Deniz Kavukçuoğlu
Deniz Kavukçuoğlu den_kav43@hotmail.com Son Yazısı / Tüm Yazıları

Umutlar Boşa Çıkmasın

06 Ocak 2013 Pazar

Ahmet Türk ve Ayla Akat Ata’nın İmralı’da Abdullah Öcalan ile görüşmesinin ardından toplumun geniş kesimlerine bir umut havası egemen oldu. Otuz yıldır süren, kırk bin cana mal olmuş bir savaşın sona erme olasılığının uzak ufukta da olsa beliriyor olmasının bizimki gibi ölüm acıları çekmiş bir toplumda umut doğurması doğaldır.

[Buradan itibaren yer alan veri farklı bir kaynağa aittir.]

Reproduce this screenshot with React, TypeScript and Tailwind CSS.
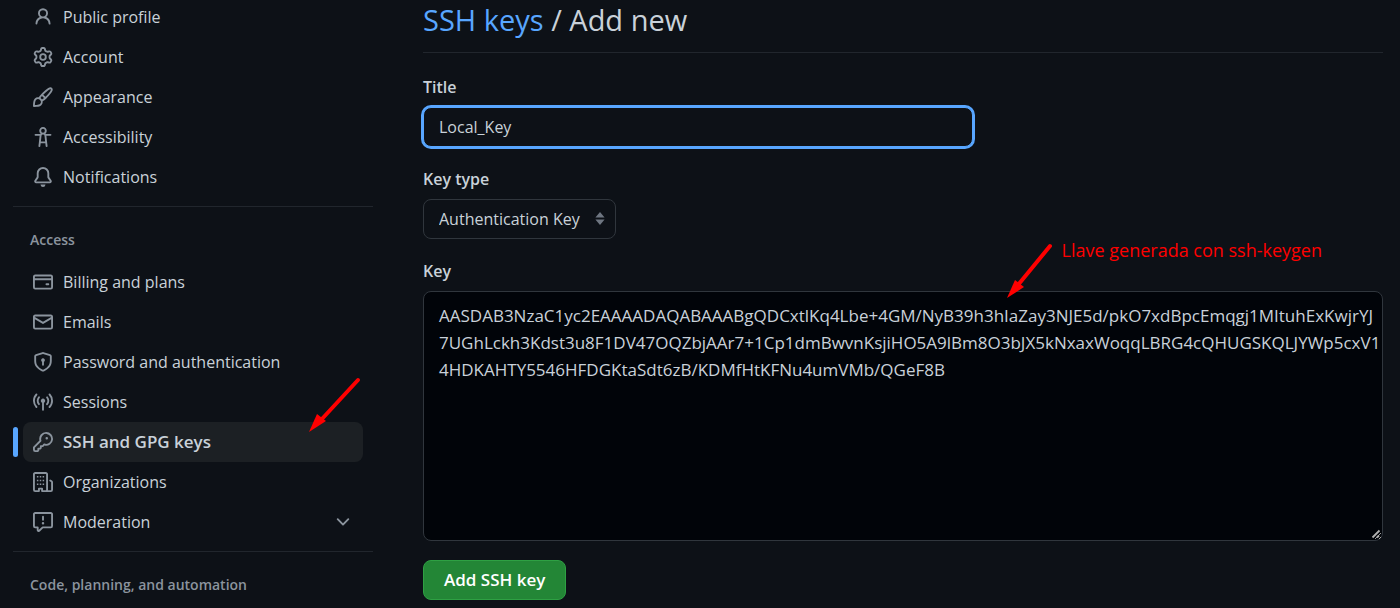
import React from "react";

const ICONS = {
  person: "M10.561 8.073a6.005 6.005 0 0 1 3.432 5.142.75.75 0 1 1-1.498.07 4.5 4.5 0 0 0-8.99 0 .75.75 0 0 1-1.498-.07 6.004 6.004 0 0 1 3.431-5.142 3.999 3.999 0 1 1 5.123 0ZM10.5 5a2.5 2.5 0 1 0-5 0 2.5 2.5 0 0 0 5 0Z",
  gear: "M8 0a8.2 8.2 0 0 1 .701.031C9.444.095 9.99.645 10.16 1.29l.288 1.107c.018.066.079.158.212.224.231.114.454.243.668.386.123.082.233.09.299.071l1.103-.303c.644-.176 1.392.021 1.82.63.27.385.506.792.704 1.218.315.675.111 1.422-.364 1.891l-.814.806c-.049.048-.098.147-.088.294.016.257.016.515 0 .772-.01.147.038.246.088.294l.814.806c.475.469.679 1.216.364 1.891a7.977 7.977 0 0 1-.704 1.217c-.428.61-1.176.807-1.82.63l-1.102-.302c-.067-.019-.177-.011-.3.071a5.909 5.909 0 0 1-.668.386c-.133.066-.194.158-.211.224l-.29 1.106c-.168.646-.715 1.196-1.458 1.26a8.006 8.006 0 0 1-1.402 0c-.743-.064-1.289-.614-1.458-1.26l-.289-1.106c-.018-.066-.079-.158-.212-.224a5.738 5.738 0 0 1-.668-.386c-.123-.082-.233-.09-.299-.071l-1.103.303c-.644.176-1.392-.021-1.82-.63a8.12 8.12 0 0 1-.704-1.218c-.315-.675-.111-1.422.363-1.891l.815-.806c.05-.048.098-.147.088-.294a6.214 6.214 0 0 1 0-.772c.01-.147-.038-.246-.088-.294l-.815-.806C.635 6.045.431 5.298.746 4.623a7.92 7.92 0 0 1 .704-1.217c.428-.61 1.176-.807 1.82-.63l1.102.302c.067.019.177.011.3-.071.214-.143.437-.272.668-.386.133-.066.194-.158.211-.224l.29-1.106C6.009.645 6.556.095 7.299.03 7.53.01 7.764 0 8 0Zm-.571 1.525c-.036.003-.108.036-.137.146l-.289 1.105c-.147.561-.549.967-.998 1.189-.173.086-.34.183-.5.29-.417.278-.97.423-1.529.27l-1.103-.303c-.109-.03-.175.016-.195.045-.22.312-.412.644-.573.99-.014.031-.021.11.059.19l.815.806c.411.406.562.957.53 1.456a4.709 4.709 0 0 0 0 .582c.032.499-.119 1.05-.53 1.456l-.815.806c-.081.08-.073.159-.059.19.162.346.353.677.573.989.02.03.085.076.195.046l1.102-.303c.56-.153 1.113-.008 1.53.27.161.107.328.204.501.29.447.222.85.629.997 1.189l.289 1.105c.029.109.101.143.137.146a6.6 6.6 0 0 0 1.142 0c.036-.003.108-.036.137-.146l.289-1.105c.147-.561.549-.967.998-1.189.173-.086.34-.183.5-.29.417-.278.97-.423 1.529-.27l1.103.303c.109.029.175-.016.195-.045.22-.313.411-.644.573-.99.014-.031.021-.11-.059-.19l-.815-.806c-.411-.406-.562-.957-.53-1.456a4.709 4.709 0 0 0 0-.582c-.032-.499.119-1.05.53-1.456l.815-.806c.081-.08.073-.159.059-.19a6.464 6.464 0 0 0-.573-.989c-.02-.03-.085-.076-.195-.046l-1.102.303c-.56.153-1.113.008-1.53-.27a4.44 4.44 0 0 0-.501-.29c-.447-.222-.85-.629-.997-1.189l-.289-1.105c-.029-.11-.101-.143-.137-.146a6.6 6.6 0 0 0-1.142 0ZM11 8a3 3 0 1 1-6 0 3 3 0 0 1 6 0ZM9.5 8a1.5 1.5 0 1 0-3.001.001A1.5 1.5 0 0 0 9.5 8Z",
  brush: "M11.134 1.535c.7-.509 1.416-.942 2.076-1.155.649-.21 1.463-.267 2.069.34.603.601.568 1.411.368 2.07-.202.668-.624 1.39-1.125 2.096-1.011 1.424-2.496 2.987-3.775 4.249-1.098 1.084-2.132 1.839-3.04 2.3a3.744 3.744 0 0 1-1.055 3.217c-.431.431-1.065.691-1.657.861-.614.177-1.294.287-1.914.357A21.151 21.151 0 0 1 .797 16H.743l.007-.75H.749L.742 16a.75.75 0 0 1-.743-.742l.743-.008-.742.007v-.054a21.25 21.25 0 0 1 .13-2.284c.067-.647.187-1.287.358-1.914.17-.591.43-1.226.86-1.657a3.746 3.746 0 0 1 3.227-1.054c.466-.893 1.225-1.907 2.314-2.982 1.271-1.255 2.833-2.75 4.245-3.777ZM1.62 13.089c-.051.464-.086.929-.104 1.395.466-.018.932-.053 1.396-.104a10.511 10.511 0 0 0 1.668-.309c.526-.151.856-.325 1.011-.48a2.25 2.25 0 1 0-3.182-3.182c-.155.155-.329.485-.48 1.01a10.515 10.515 0 0 0-.309 1.67Zm10.396-10.34c-1.224.89-2.605 2.189-3.822 3.384l1.718 1.718c1.21-1.205 2.51-2.597 3.387-3.833.47-.662.78-1.227.912-1.662.134-.444.032-.551.009-.575h-.001V1.78c-.014-.014-.113-.113-.548.027-.432.14-.995.462-1.655.942Zm-4.832 7.266-.001.001a9.859 9.859 0 0 0 1.63-1.142L7.155 7.216a9.7 9.7 0 0 0-1.161 1.607c.482.302.889.71 1.19 1.192Z",
  accessibility: "M9.923 5.302c.063.063.122.129.178.198H14A.75.75 0 0 1 14 7h-3.3l.578 5.163.362 2.997a.75.75 0 0 1-1.49.18L9.868 13H6.132l-.282 2.34a.75.75 0 0 1-1.49-.18l.362-2.997L5.3 7H2a.75.75 0 0 1 0-1.5h3.9a2.54 2.54 0 0 1 .176-.198 3 3 0 1 1 3.847 0ZM9.2 7.073h-.001a1.206 1.206 0 0 0-2.398 0L6.305 11.5h3.39ZM9.5 3a1.5 1.5 0 1 0-3.001.001A1.5 1.5 0 0 0 9.5 3Z",
  bell: "M8 16a2 2 0 0 0 1.985-1.75c.017-.137-.097-.25-.235-.25h-3.5c-.138 0-.252.113-.235.25A2 2 0 0 0 8 16ZM3 5a5 5 0 0 1 10 0v2.947c0 .05.015.098.042.139l1.703 2.555A1.519 1.519 0 0 1 13.482 13H2.518a1.516 1.516 0 0 1-1.263-2.36l1.703-2.554A.255.255 0 0 0 3 7.947Zm5-3.5A3.5 3.5 0 0 0 4.5 5v2.947c0 .346-.102.683-.294.97l-1.703 2.556a.017.017 0 0 0-.003.01l.001.006c0 .002.002.004.004.006l.006.004.007.001h10.964l.007-.001.006-.004.004-.006.001-.007a.017.017 0 0 0-.003-.01l-1.703-2.554a1.745 1.745 0 0 1-.294-.97V5A3.5 3.5 0 0 0 8 1.5Z",
  card: "M10.75 9a.75.75 0 0 0 0 1.5h1.5a.75.75 0 0 0 0-1.5h-1.5ZM0 3.75C0 2.784.784 2 1.75 2h12.5c.966 0 1.75.784 1.75 1.75v8.5A1.75 1.75 0 0 1 14.25 14H1.75A1.75 1.75 0 0 1 0 12.25ZM14.5 6.5h-13v5.75c0 .138.112.25.25.25h12.5a.25.25 0 0 0 .25-.25Zm0-2.75a.25.25 0 0 0-.25-.25H1.75a.25.25 0 0 0-.25.25V5h13Z",
  mail: "M1.75 2h12.5c.966 0 1.75.784 1.75 1.75v8.5A1.75 1.75 0 0 1 14.25 14H1.75A1.75 1.75 0 0 1 0 12.25v-8.5C0 2.784.784 2 1.75 2ZM1.5 12.251c0 .138.112.25.25.25h12.5a.25.25 0 0 0 .25-.25V5.809L8.38 9.397a.75.75 0 0 1-.76 0L1.5 5.809v6.442Zm13-8.181v-.32a.25.25 0 0 0-.25-.25H1.75a.25.25 0 0 0-.25.25v.32L8 7.88Z",
  shield: "m8.533.133 5.25 1.68A1.75 1.75 0 0 1 15 3.48V7c0 1.566-.32 3.182-1.303 4.682-.983 1.498-2.585 2.813-5.032 3.855a1.697 1.697 0 0 1-1.33 0c-2.447-1.042-4.049-2.357-5.032-3.855C1.32 10.182 1 8.566 1 7V3.48a1.755 1.755 0 0 1 1.217-1.667l5.25-1.68a1.748 1.748 0 0 1 1.066 0Zm-.61 1.429.001.001-5.25 1.68a.251.251 0 0 0-.174.237V7c0 1.36.275 2.666 1.057 3.859.784 1.194 2.121 2.342 4.366 3.298a.196.196 0 0 0 .154 0c2.245-.957 3.582-2.103 4.366-3.297C13.225 9.666 13.5 8.358 13.5 7V3.48a.25.25 0 0 0-.174-.238l-5.25-1.68a.25.25 0 0 0-.153 0ZM9.5 6.5c0 .536-.286 1.032-.75 1.3v2.45a.75.75 0 0 1-1.5 0V7.8A1.5 1.5 0 1 1 9.5 6.5Z",
  broadcast: "M8.75 8.582v5.668a.75.75 0 0 1-1.5 0V8.582a1.75 1.75 0 1 1 1.5 0Zm3.983-7.125a.75.75 0 0 1 1.06.026A7.976 7.976 0 0 1 16 7c0 2.139-.84 4.083-2.207 5.517a.75.75 0 1 1-1.086-1.034A6.474 6.474 0 0 0 14.5 7a6.474 6.474 0 0 0-1.793-4.483.75.75 0 0 1 .026-1.06Zm-9.466 0c.3.286.312.76.026 1.06A6.474 6.474 0 0 0 1.5 7a6.47 6.47 0 0 0 1.793 4.483.75.75 0 0 1-1.086 1.034A7.973 7.973 0 0 1 0 7c0-2.139.84-4.083 2.207-5.517a.75.75 0 0 1 1.06-.026Zm8.556 2.321A4.988 4.988 0 0 1 13 7a4.988 4.988 0 0 1-1.177 3.222.75.75 0 1 1-1.146-.967A3.487 3.487 0 0 0 11.5 7c0-.86-.309-1.645-.823-2.255a.75.75 0 0 1 1.146-.967Zm-6.492.958A3.48 3.48 0 0 0 4.5 7a3.48 3.48 0 0 0 .823 2.255.75.75 0 0 1-1.146.967A4.981 4.981 0 0 1 3 7a4.982 4.982 0 0 1 1.188-3.236.75.75 0 1 1 1.143.972Z",
  key: "M10.5 0a5.499 5.499 0 1 1-1.288 10.848l-.932.932a.749.749 0 0 1-.53.22H7v.75a.749.749 0 0 1-.22.53l-.5.5a.749.749 0 0 1-.53.22H5v.75a.749.749 0 0 1-.22.53l-.5.5a.749.749 0 0 1-.53.22h-2A1.75 1.75 0 0 1 0 14.25v-2c0-.199.079-.389.22-.53l4.932-4.932A5.5 5.5 0 0 1 10.5 0Zm-4 5.5c-.001.431.069.86.205 1.269a.75.75 0 0 1-.181.768L1.5 12.56v1.69c0 .138.112.25.25.25h1.69l.06-.06v-1.19a.75.75 0 0 1 .75-.75h1.19l.06-.06v-1.19a.75.75 0 0 1 .75-.75h1.19l1.023-1.025a.75.75 0 0 1 .768-.18A4 4 0 1 0 6.5 5.5ZM11 6a1 1 0 1 1 0-2 1 1 0 0 1 0 2Z",
  organization: "M1.75 16A1.75 1.75 0 0 1 0 14.25V1.75C0 .784.784 0 1.75 0h8.5C11.216 0 12 .784 12 1.75v12.5c0 .085-.006.168-.018.25h2.268a.25.25 0 0 0 .25-.25V8.285a.25.25 0 0 0-.111-.208l-1.055-.703a.749.749 0 1 1 .832-1.248l1.055.703c.487.325.779.871.779 1.456v5.965A1.75 1.75 0 0 1 14.25 16h-3.5a.766.766 0 0 1-.197-.026c-.099.017-.2.026-.303.026h-3a.75.75 0 0 1-.75-.75V14h-1v1.25a.75.75 0 0 1-.75.75Zm-.25-1.75c0 .138.112.25.25.25H4v-1.25a.75.75 0 0 1 .75-.75h2.5a.75.75 0 0 1 .75.75v1.25h2.25a.25.25 0 0 0 .25-.25V1.75a.25.25 0 0 0-.25-.25h-8.5a.25.25 0 0 0-.25.25ZM3.1 3.2h1.2v1.1H3.1Zm2.3 0h1.2v1.1H5.4Zm2.3 0h1.2v1.1H7.7ZM3.1 6.2h1.2v1.1H3.1Zm2.3 0h1.2v1.1H5.4Zm2.3 0h1.2v1.1H7.7ZM3.1 9.2h1.2v1.1H3.1Zm2.3 0h1.2v1.1H5.4Zm2.3 0h1.2v1.1H7.7Z",
  report: "M0 1.75C0 .784.784 0 1.75 0h12.5C15.216 0 16 .784 16 1.75v9.5A1.75 1.75 0 0 1 14.25 13H8.06l-2.573 2.573A1.458 1.458 0 0 1 3 14.543V13H1.75A1.75 1.75 0 0 1 0 11.25Zm1.75-.25a.25.25 0 0 0-.25.25v9.5c0 .138.112.25.25.25h2a.75.75 0 0 1 .75.75v2.19l2.72-2.72a.749.749 0 0 1 .53-.22h6.5a.25.25 0 0 0 .25-.25v-9.5a.25.25 0 0 0-.25-.25Zm7 2.25v2.5a.75.75 0 0 1-1.5 0v-2.5a.75.75 0 0 1 1.5 0ZM9 9a1 1 0 1 1-2 0 1 1 0 0 1 2 0Z",
  chevron: "M12.78 5.22a.749.749 0 0 1 0 1.06l-4.25 4.25a.749.749 0 0 1-1.06 0L3.22 6.28a.749.749 0 1 1 1.06-1.06L8 8.939l3.72-3.719a.749.749 0 0 1 1.06 0Z",
};

type IconName = keyof typeof ICONS;

function Icon({ name }: { name: IconName }) {
  return (
    <svg viewBox="0 0 16 16" className="size-5 shrink-0 fill-[#8b949e]" aria-hidden="true">
      <path d={ICONS[name]} />
    </svg>
  );
}

function NavItem({ icon, label }: { icon: IconName; label: string }) {
  return (
    <li>
      <a href="#" className="mx-2.5 flex h-10 items-center gap-2.5 rounded-lg px-2.5 hover:bg-[#1c2024]">
        <Icon name={icon} />
        {label}
      </a>
    </li>
  );
}

function ActiveNavItem({ icon, label }: { icon: IconName; label: string }) {
  return (
    <li className="flex items-center gap-[5px]">
      <span className="h-[30px] w-[5px] rounded-sm bg-[#58a6ff]" />
      <a
        href="#"
        aria-current="page"
        className="relative mr-2.5 flex h-10 flex-1 items-center gap-2.5 rounded-lg bg-[#1c2024] px-2.5 text-[17px] font-semibold"
      >
        <Icon name={icon} />
        {label}
        <svg viewBox="0 0 60 60" className="absolute -top-12 right-0 size-[60px]" fill="#ff0000" aria-hidden="true">
          <path d="M55 6 18 46" stroke="#ff0000" strokeWidth="4" strokeLinecap="round" />
          <path d="M6 58 14 40 23 47Z" />
        </svg>
      </a>
    </li>
  );
}

function ExpandableNavItem({ icon, label }: { icon: IconName; label: string }) {
  return (
    <li className="flex px-2.5">
      <button type="button" className="flex h-10 flex-1 items-center gap-2.5 rounded-lg px-2.5 text-left">
        <Icon name={icon} />
        <span className="flex-1">{label}</span>
        <Icon name="chevron" />
      </button>
    </li>
  );
}

const KEY_TEXT = [
  "AASDAB3NzaC1yc2EAAAADAQABAAABgQDCxtlKq4Lbe+4GM/NyB39h3hIaZay3NJE5d/pkO7xdBpcEmqgj1MItuhExKwjrYJ",
  "7UGhLckh3Kdst3u8F1DV47OQZbjAAr7+1Cp1dmBwvnKsjiHO5A9lBm8O3bJX5kNxaxWoqqLBRG4cQHUGSKQLJYWp5cxV1",
  "4HDKAHTY5546HFDGKtaSdt6zB/KDMfHtKFNu4umVMb/QGeF8B",
].join("\n");

export default function App() {
  return (
    <div className="flex min-h-screen gap-[50px] overflow-hidden bg-[#0d1117] pr-[17px] pl-[13px] font-['Open_Sans','Noto_Sans',sans-serif] text-base text-[#c9d1d9]">
      <nav className="-mt-[3px] w-[360px] shrink-0">
        <ul>
          <NavItem icon="person" label="Public profile" />
          <NavItem icon="gear" label="Account" />
          <NavItem icon="brush" label="Appearance" />
          <NavItem icon="accessibility" label="Accessibility" />
          <NavItem icon="bell" label="Notifications" />
        </ul>
        <hr className="mt-[9px] border-[#21262d]" />
        <h2 className="mt-[21px] mb-2.5 px-[17px] text-sm leading-6 font-semibold text-[#8b949e]">Access</h2>
        <ul>
          <NavItem icon="card" label="Billing and plans" />
          <NavItem icon="mail" label="Emails" />
          <NavItem icon="shield" label="Password and authentication" />
          <NavItem icon="broadcast" label="Sessions" />
          <ActiveNavItem icon="key" label="SSH and GPG keys" />
          <NavItem icon="organization" label="Organizations" />
          <ExpandableNavItem icon="report" label="Moderation" />
        </ul>
        <hr className="mt-[9px] border-[#21262d]" />
        <h2 className="mt-[21px] px-[17px] text-sm leading-6 font-semibold text-[#8b949e]">
          Code, planning, and automation
        </h2>
      </nav>

      <main className="min-w-0 flex-1">
        <h1 className="border-b border-[#21262d] pb-3 text-[29px] leading-10">
          <a href="#" className="text-[#58a6ff]">SSH keys</a> / Add new
        </h1>

        <form className="flex flex-col items-start" onSubmit={(e) => e.preventDefault()}>
          <label htmlFor="title" className="mt-[22px] leading-6 font-semibold">Title</label>
          <input
            id="title"
            type="text"
            defaultValue="Local_Key"
            className="mt-2 h-10 w-full max-w-[550px] rounded-lg border border-[#58a6ff] bg-[#0d1117] px-[15px] ring-2 ring-[#58a6ff] outline-none"
          />

          <label htmlFor="key-type" className="mt-5 leading-6 font-semibold">Key type</label>
          <div className="relative mt-2">
            <select
              id="key-type"
              className="h-10 w-[193px] appearance-none rounded-lg border border-[#30363d] bg-[#0d1117] pl-[15px]"
            >
              <option>Authentication Key</option>
            </select>
            <svg viewBox="0 0 10 14" className="pointer-events-none absolute top-[13px] right-[11px] h-3.5 w-2.5 fill-[#6e7681]" aria-hidden="true">
              <path d="M5 0 9.6 5.5H.4ZM5 13 9.6 7.5H.4Z" />
            </svg>
          </div>

          <label htmlFor="key" className="mt-5 leading-6 font-semibold">Key</label>
          <div className="relative mt-2 w-full">
            <textarea
              id="key"
              spellCheck={false}
              defaultValue={KEY_TEXT}
              className="block h-[250px] w-full resize-y overflow-hidden rounded-lg border border-[#30363d] bg-[#010409] py-2.5 pr-0 pl-[15px] text-[17px] leading-[27px] whitespace-pre"
            />
            <svg viewBox="0 0 10 10" className="pointer-events-none absolute right-0.5 bottom-0.5 size-2.5 stroke-[#b0b0b0]" aria-hidden="true">
              <path d="M1.500 8.500 8.500 1.500M6 8.500 8 6.500" strokeWidth="1.8" />
            </svg>
            <svg viewBox="0 0 60 60" className="absolute -top-[51px] right-[323px] size-[60px]" fill="#ff0000" aria-hidden="true">
              <path d="M50 6 18 45" stroke="#ff0000" strokeWidth="4" strokeLinecap="round" />
              <path d="M7 58 15 40 24 47Z" />
            </svg>
            <p className="absolute -top-[53px] right-[61px] text-lg leading-6 whitespace-nowrap text-[#ff0000]">
              Llave generada con ssh-keygen
            </p>
          </div>

          <button
            type="submit"
            className="mt-[19px] h-10 rounded-lg border border-[#2ea043] bg-[#238636] px-5 text-[17px] font-semibold text-white"
          >
            Add SSH key
          </button>
        </form>
      </main>
    </div>
  );
}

Hükümet yetkililerinin anlatımlarından Milli İstihbarat Teşkilatı’nın uzunca bir süredir İmralı’da görüşmeler yaptığını, bu görüşmelerde umulan hedefin PKK’ye silah bıraktırmak olduğunu anlıyoruz. Dileriz bu hedefe er ya da geç varılır. Ne var ki bir devletin kendisine silah doğrultmuş, kendisiyle savaşa girmiş bir güce silah bıraktırması uzun görüşmeleri gerektiren ve mutlaka çeşitli uzlaşmaları da içeren bir süreçtir. Toplumda sürecin bu yanına ilişkin itirazları olan çevreler, gruplar, kuruluşlar, siyasal partiler de vardır. Bunlar olası uzlaşma konularından yola çıkarak sürecin tümüne karşı seslerini yükselteceklerdir, yükseltmektedirler.
Bu da anlaşılabilir bir durumdur, çünkü Türk toplumu Osmanlı’nın Balkan ve Kafkasya bozgunlarından sonra yeni bir devlete, Türkiye Cumhuriyeti’ne dönüşürken milliyetçi damarlardan beslenerek ayakta kalmıştır. Bu açıdan bakıldığında bu toplumun hemen her bireyinde, her kuruluşunda, her siyasal partisinde milliyetçi damar varlığını bir biçimde korumuştur.
Milliyetçiler, Kürt sorunu gibi etnik farklılıklar temelinde ortaya çıkmış bir sorun çerçevesinde yapılanmış, devlete karşı silahlı bir savaşım başlatmış bir örgütle salt varılacak olası uzlaşmaları değil, onunla yapılacak görüşmeleri de büyük bir ödün olarak değerlendireceklerdir. Dolayısıyla PKK’nin silah bırakımı hedefi yolunda işletilecek süreçte öne çıkacak önemli engellerden biri de başta Milliyetçi Hareket Partisi olmak üzere irili ufaklı milliyetçi muhalefet olacaktır.
Cumhuriyet Halk Partisi, bünyesinde ve seçmen tabanında azımsanmayacak ölçüde milliyetçi unsur barındırmasına karşın, önce parti sözcüsü
Haluk Koç’un yaptığı “Önyargılı değiliz”, daha sonra da Genel Başkan Kemal Kılıçdaroğlu’nun yaptığı “AKP’ye yeni kredi açıyoruz; sorunu çözün!” açıklamasıyla soruna ilişkin olumlu bir tutum içinde olduğunu göstermiştir.
İspanya’da ETA, İrlanda’da IRA, Kolombiya’da FARC örgütleriyle yapılan silah bırakımı ve barış görüşmelerinde de bu ülkelerin hükümetleri benzer yol ve yöntemler izlemişler, kendilerine en büyük destek ana muhalefet partilerinden gelmiştir. AKP iktidarı bu konu çerçevesinde CHP’nin
“saydamlık” talebini mutlaka ciddiye almalı ve yerine getirmelidir.
Suriye’de, Irak’ta, İran’da gelişmelerin ne olacağının bilinmediği bir ortamda Türkiye’nin kalıcı bir barışa gereksinimi vardır. Türk ya da Kürt olsun herkes yıllardır çekilen acılara son verilmesini, ülkenin huzur bulmasını, umutlarının boşa çıkmamasını istemektedir.
Yol uzundur, engebelidir, fakat istenirse hedefe ulaşmak olanaksız değildir.